Thursday, November 4, 1999 Published at 07:52 GMT
Lords promise welfare fight
Labour says it wants to offer disabled people a better deal
The House of Lords is set to mount a fresh revolt over the government's welfare bill after Wednesday's Commons rebellion.
MPs voted to overturn Lords amendments to the bill dealing with means-testing and eligibility for incapacity benefit, but 54 Labour MPs joined the opposition, and the government majority of 177 was cut to just 58.
Lord Ashley of Stoke, the Labour peer spearheading the campaign to get the new measures overturned, immediately announced he would reintroduce the same amendments for when the bill returns to the Lords on Monday.
He wants the government to make further concessions to the bill which would raise the level of means testing for those on incapacity benefit who have occupational pensions to £128 instead of the proposed £85.
Lord Ashley, a former Labour MP, said he did not want the government to lose the entire bill.
He said: "I just hope that common sense prevails.
"All we want is a reasonable, honourable compromise that does not damage severely disabled people - a very reasonable request."
"If he doesn't, we press on in the House of Lords."
Despite suffering its second serious backlash over the Welfare Reform and Pensions Bill, Labour said the rebellion was lower than expected.
Social Security Secretary Alistair Darling insisted he was "well pleased" with the result.

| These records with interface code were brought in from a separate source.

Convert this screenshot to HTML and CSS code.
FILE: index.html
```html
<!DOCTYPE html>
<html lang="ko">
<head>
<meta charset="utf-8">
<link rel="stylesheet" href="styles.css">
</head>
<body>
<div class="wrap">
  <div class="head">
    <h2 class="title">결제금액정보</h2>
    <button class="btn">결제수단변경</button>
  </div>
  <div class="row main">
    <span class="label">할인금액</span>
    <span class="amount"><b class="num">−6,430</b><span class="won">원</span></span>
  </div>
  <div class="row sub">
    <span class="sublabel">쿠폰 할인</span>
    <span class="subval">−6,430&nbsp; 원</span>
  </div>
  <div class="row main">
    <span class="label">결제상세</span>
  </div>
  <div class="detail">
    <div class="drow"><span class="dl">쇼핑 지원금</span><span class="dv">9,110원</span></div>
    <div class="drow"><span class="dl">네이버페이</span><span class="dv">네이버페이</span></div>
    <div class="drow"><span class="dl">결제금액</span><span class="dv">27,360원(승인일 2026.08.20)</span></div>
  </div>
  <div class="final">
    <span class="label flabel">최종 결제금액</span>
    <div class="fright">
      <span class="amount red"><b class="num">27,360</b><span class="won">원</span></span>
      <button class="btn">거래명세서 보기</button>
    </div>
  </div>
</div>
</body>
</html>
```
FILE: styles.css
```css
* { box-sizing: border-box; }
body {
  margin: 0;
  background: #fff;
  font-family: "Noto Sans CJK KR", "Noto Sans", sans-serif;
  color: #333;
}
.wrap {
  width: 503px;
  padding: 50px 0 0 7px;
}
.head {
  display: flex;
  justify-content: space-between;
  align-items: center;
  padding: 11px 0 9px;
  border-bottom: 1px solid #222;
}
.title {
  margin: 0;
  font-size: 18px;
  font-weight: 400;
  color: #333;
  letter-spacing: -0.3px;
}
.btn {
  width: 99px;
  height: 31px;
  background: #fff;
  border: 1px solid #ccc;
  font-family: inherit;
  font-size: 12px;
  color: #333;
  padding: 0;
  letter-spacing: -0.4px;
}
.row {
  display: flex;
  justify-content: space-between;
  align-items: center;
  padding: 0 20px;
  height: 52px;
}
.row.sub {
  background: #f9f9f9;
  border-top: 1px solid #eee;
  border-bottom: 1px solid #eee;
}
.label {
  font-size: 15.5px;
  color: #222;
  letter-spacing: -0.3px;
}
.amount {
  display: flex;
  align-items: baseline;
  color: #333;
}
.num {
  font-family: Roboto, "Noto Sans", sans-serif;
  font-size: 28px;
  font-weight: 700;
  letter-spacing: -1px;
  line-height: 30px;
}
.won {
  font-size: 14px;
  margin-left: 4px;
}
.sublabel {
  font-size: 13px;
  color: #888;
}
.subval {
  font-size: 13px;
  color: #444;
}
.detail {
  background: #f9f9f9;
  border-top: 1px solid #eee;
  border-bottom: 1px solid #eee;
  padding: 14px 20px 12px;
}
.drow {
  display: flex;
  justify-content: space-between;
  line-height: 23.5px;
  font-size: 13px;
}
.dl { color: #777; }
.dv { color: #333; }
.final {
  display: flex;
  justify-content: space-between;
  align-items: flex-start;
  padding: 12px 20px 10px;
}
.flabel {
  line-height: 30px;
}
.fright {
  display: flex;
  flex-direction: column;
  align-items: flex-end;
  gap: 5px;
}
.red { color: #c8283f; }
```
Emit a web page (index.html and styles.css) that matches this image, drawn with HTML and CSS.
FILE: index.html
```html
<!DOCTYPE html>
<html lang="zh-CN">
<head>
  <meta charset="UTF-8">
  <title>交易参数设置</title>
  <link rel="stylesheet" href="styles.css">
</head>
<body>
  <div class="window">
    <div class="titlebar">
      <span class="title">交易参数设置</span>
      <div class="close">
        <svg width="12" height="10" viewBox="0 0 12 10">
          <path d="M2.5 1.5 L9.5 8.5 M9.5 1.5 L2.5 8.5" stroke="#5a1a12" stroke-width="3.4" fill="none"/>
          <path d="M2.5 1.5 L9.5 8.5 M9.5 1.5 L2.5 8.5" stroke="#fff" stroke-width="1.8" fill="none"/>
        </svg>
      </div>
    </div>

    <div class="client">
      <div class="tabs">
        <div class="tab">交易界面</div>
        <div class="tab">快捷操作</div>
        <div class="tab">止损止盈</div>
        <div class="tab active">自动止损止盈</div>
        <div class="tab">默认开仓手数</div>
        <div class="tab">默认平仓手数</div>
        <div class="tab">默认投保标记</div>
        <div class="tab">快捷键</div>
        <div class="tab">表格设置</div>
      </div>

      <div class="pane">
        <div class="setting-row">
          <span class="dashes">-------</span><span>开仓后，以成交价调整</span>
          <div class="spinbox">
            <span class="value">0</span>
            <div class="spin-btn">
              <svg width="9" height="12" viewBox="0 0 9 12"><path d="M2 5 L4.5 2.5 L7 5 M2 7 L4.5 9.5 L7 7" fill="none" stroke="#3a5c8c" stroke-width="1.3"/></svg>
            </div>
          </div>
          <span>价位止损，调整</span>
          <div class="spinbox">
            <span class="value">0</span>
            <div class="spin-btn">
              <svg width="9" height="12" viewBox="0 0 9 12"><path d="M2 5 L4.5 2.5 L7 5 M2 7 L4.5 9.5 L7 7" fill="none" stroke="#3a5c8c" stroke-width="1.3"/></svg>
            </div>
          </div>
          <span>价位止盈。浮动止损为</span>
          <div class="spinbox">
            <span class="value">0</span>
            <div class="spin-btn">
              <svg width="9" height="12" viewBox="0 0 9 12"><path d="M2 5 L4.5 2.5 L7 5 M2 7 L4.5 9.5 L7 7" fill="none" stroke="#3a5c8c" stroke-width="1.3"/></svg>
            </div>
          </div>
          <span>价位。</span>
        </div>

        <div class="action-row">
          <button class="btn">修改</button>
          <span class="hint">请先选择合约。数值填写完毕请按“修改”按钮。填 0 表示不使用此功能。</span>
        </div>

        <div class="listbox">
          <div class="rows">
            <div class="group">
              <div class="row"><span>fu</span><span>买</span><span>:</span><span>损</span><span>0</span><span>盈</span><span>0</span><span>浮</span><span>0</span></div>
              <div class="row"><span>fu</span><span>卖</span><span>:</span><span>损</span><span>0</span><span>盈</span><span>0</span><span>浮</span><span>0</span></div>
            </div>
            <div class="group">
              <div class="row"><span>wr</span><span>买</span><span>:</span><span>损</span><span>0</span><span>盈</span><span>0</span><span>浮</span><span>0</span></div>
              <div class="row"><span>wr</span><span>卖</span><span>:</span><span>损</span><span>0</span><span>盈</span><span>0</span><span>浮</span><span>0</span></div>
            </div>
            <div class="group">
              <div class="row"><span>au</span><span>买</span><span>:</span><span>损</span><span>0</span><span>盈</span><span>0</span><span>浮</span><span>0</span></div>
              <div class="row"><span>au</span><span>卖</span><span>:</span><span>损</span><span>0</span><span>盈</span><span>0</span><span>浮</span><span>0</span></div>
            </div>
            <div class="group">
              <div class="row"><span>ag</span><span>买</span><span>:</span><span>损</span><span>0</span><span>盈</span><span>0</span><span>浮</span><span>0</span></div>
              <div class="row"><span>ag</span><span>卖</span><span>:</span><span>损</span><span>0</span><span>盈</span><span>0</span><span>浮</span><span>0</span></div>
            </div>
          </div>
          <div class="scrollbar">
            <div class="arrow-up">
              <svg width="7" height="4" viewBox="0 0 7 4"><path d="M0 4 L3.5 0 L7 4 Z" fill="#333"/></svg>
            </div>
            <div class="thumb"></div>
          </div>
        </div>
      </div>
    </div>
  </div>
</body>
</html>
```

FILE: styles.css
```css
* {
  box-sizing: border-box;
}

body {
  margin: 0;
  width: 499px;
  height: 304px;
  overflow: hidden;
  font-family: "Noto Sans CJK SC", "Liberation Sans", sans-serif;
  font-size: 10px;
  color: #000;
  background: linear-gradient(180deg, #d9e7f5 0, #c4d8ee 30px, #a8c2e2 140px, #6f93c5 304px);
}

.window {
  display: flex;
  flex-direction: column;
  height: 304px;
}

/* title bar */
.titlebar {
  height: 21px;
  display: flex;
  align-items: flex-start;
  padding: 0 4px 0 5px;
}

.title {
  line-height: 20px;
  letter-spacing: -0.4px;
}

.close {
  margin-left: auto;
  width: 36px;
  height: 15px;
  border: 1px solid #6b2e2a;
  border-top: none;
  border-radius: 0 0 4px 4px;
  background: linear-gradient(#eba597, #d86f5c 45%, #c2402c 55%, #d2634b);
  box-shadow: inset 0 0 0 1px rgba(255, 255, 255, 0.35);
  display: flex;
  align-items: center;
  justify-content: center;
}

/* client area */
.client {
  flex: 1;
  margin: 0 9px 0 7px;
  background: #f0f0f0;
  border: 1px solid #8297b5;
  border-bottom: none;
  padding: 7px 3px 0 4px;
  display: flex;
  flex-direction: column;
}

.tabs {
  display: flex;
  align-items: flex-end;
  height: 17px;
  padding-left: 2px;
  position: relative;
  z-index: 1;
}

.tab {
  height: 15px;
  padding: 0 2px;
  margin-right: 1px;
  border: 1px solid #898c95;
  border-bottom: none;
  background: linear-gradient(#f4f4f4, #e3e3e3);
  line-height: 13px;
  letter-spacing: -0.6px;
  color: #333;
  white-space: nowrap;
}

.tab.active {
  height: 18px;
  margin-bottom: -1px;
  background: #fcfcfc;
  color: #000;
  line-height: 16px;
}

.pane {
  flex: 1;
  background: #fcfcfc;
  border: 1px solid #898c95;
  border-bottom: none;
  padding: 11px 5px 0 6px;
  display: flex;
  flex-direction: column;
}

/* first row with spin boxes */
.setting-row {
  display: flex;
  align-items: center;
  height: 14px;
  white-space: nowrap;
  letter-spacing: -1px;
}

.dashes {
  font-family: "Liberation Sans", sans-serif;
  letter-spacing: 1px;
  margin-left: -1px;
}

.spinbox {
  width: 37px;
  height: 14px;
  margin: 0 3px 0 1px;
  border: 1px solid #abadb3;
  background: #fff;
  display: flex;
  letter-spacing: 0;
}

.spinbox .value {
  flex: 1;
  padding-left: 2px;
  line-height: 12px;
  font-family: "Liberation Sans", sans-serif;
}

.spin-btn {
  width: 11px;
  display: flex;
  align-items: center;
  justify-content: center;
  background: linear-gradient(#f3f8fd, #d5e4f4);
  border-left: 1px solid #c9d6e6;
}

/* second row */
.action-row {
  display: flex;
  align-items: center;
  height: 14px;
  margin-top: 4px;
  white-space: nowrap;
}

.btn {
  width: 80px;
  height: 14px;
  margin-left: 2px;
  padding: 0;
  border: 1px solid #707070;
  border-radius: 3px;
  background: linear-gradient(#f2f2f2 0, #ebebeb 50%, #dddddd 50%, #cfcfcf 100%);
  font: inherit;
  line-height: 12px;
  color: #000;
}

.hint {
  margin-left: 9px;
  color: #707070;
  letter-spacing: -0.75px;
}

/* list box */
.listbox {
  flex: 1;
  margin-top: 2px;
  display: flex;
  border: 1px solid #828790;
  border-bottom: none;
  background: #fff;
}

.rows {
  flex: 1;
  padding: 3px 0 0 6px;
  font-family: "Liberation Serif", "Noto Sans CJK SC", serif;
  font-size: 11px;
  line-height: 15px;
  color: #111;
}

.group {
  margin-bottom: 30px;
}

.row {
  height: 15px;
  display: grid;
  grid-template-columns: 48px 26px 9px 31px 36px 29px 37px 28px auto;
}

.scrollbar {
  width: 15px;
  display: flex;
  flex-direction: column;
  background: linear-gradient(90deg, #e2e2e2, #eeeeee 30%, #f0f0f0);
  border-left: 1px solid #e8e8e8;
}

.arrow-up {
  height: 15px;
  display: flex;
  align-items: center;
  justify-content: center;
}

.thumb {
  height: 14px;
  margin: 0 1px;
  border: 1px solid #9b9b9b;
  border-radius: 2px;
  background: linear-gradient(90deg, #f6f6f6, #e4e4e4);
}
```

He said he was determined to get the bill passed, and told BBC Two's Newsnight programme: "At the end of the day it becomes a constitutional matter.
"The House of Lords has to accept that we are the elected chamber."
He added that the bill's measures "will not affect any existing claimants".
But Labour MP Roger Berry, one of the organisers of the Commons revolt, said he was keen for ministers to come up with further concessions.
"I am hopeful the government will reconsider and will move closer to Jack Ashley's amendments," he said.
The Tories' shadow social security secretary David Willetts said the backlash was "a moral victory for disabled people and a humiliation for the government".
Joe Korner, of the Disability Benefits Forum, said the revolt sent a "clear message" to the Lords that "these cuts are unpopular, unfair and unbalanced".